WASHINGTON — President Bush on Wednesday appointed as his top regulatory official a conservative academic who has written that markets do a better job of regulating than the government does and that it is more cost-effective for people who are sensitive to pollution to stay indoors on smoggy days than for government to order polluters to clean up their emissions.
As director of the Office of Information and Regulatory Affairs at the White House Office of Management and Budget, Susan E. Dudley will have an opportunity to change or block all regulations proposed by government agencies.
In a flurry of nominations and appointments, Bush also named a researcher at the Cato Institute, a libertarian think tank in Washington, as deputy director of the Social Security Administration. Andrew G. Biggs has been an outspoken proponent of converting Social Security benefits into self-directed retirement accounts, which Bush favors but Democrats have stopped cold. Bush nominated Biggs to that post in November, but the process stalled in February when the Senate Finance Committee refused to hold confirmation hearings because of his views on privatization.
And as ambassador to Belgium he installed Sam Fox, a St. Louis businessman and GOP fundraiser who contributed $50,000 to the Swift Boat veterans' controversial campaign against Sen. John F. Kerry (D-Mass.) in the 2004 presidential race. The White House actually withdrew Fox's nomination to that same job last week in the face of strong opposition from the Senate Foreign Relations Committee.

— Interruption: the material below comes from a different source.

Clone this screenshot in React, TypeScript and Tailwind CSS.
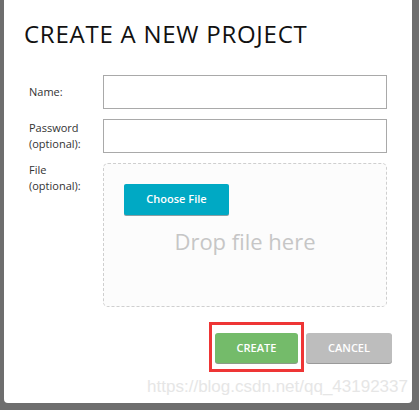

With the Senate on its spring break, all three received "recess appointments," under which they can serve without Senate confirmation until the 110th Congress adjourns in late 2008 or early 2009, almost at the end of the Bush administration. Their nominations might have failed had they gone through the confirmation process.
Bush has used recess appointments more than 100 times, often to get around a recalcitrant Senate. In perhaps his most controversial such appointment, he named John R. Bolton as ambassador to the United Nations in 2005. Bolton served until late last year, when the 109th Congress adjourned and he was constitutionally required to step down.
Although Dudley's new job is more obscure than those to which Biggs and Fox were appointed, it also is potentially the most powerful. The budget office's regulatory shop acts as a funnel for all regulations emanating throughout the government.